Collect the blood of a freshly killed duck or goose and stir in 1/4 cup 6% vinegar.
Seal and refrigerate until ready to use.
In pot combine duck or goose wings, neck, rump, heart, and gizzard with 8 cups cold
water. Bring to boil, skimming off scum until no more forms, reduce heat and simmer 1 hr.
Add several peppercorns, cloves, and allspice grains and 1/2 to 1 bay leaf plus the
standard portion of soup greens and simmer another 1-1 1/2 hours or until meat easily
comes away from bone.
Dice giblets, remove meat from bones, dice, and return to strained stock. The soup
vegetables may be diced and returned to pot or used in another dish according to
preference.
Add about 2 cups dried fruit: prunes, apples, pears, raisins, and simmer
another 15-20 minutes.

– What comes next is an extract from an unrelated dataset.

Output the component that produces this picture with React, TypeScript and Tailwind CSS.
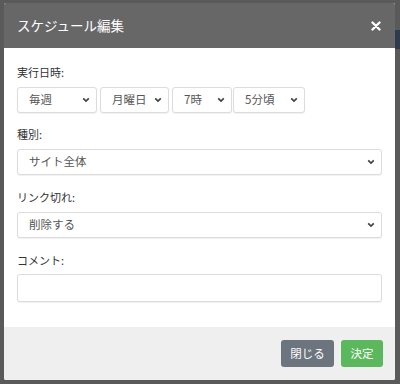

Fork-blend 2-3 Tablespoons flour with blood & vinegar mixture,
add about 1/2 cup stock 1 Tablespoon at a time, stirring constantly, then return to pot.
Season with salt, pepper, a pinch or 2 ground juniper berries (optional), sugar, and a
bit more vinegar if needed to get a sweet, sour, winey flavor with subtly spicy
undertones. Simmer gently several minutes and serve with egg noodles, noodle squares,
grated-potato dumplings or cooked, diced potatoes.